How to extend an orthonormal set to a basis on a Hilbert space?

Question

I've seen, during some proofs, in many texts an argument as the following:

Consider $x\in H,$ $x\neq 0,$ $H$ a complex Hilbert space. The orthonormal set $\{\frac{x}{||x||}\}$ can be extended to an orthonormal basis of $H.$

Another kind of is: if $\{e_{1},\ldots,e_{n}\}$ is an orthonormal set, then such set can be extended to an orthonormal basis.

I know that every Hilbert space has orthonormal basis. Even more, if $H$ is separable, then every orthonormal basis has to be numerable.

I was thinking, in the last case, if we have an independent set, we can use Gram-Schmidt process to get the desire basis, but what about in the above cases?
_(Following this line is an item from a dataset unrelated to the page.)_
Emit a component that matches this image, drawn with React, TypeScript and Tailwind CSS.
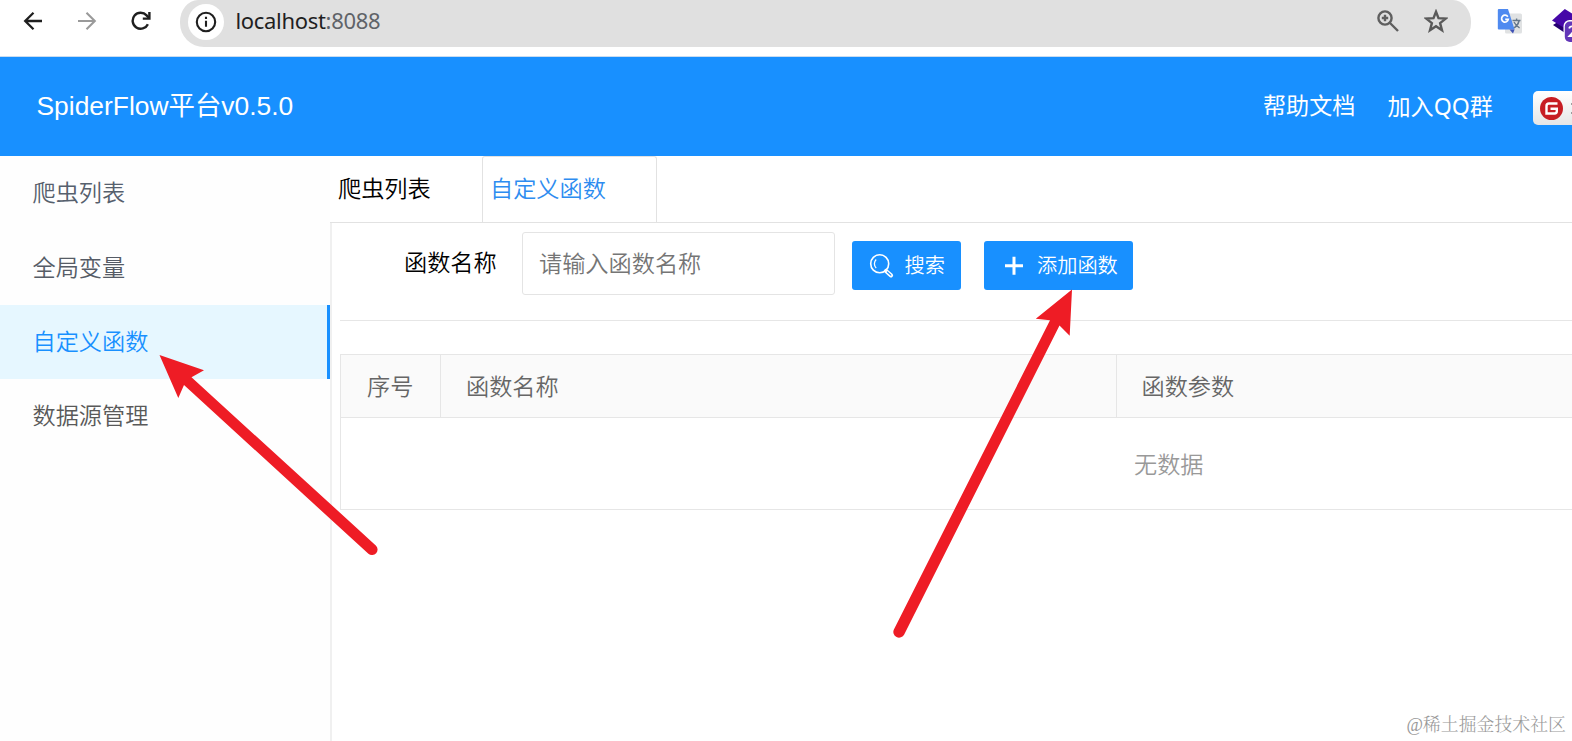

I begin to believe in the use of Zorn's lemma, but I'm not sure.

Any kind of help is thanked in advanced.

Answer 1

Zorn's lemma is the way to go.

But if you know every Hilbert space has an orthonormal basis, one can deduce that every orthonormal set extends to an orthonormal basis.

Let $(e_i)_{i\in I}$ be an orthonormal set in a Hilbert space $H$. Then the closed linear span $H_1$ of the $e_i$ is a closed subspace of $H$. Then $H$ is the orthogonal direct sum of $H_1$ and $H_2$, where $H_2$ is the orthogonal complement of $H_1$. Then $H_2$ has an orthonormal basis, and the union of this with $(e_i)_{i\in I}$ is an orthonormal basis of $H$,

Answer 2

If $H$ is a Hilbert space, and $A\subset H$ is an orthonormal set, then we define $$ \mathcal S=\{B\subset H: A\subset B\,\,\text{and}\,\, B\,\,\text{orthonormal set}\} $$ Then, Zorn's Lemma provides that $\mathcal S$ possesses a maximal element (i.e. a maximal orthonormal set, containing $A$), with respect to "$\subset$", which turns out to be an orthonormal basis of $H$.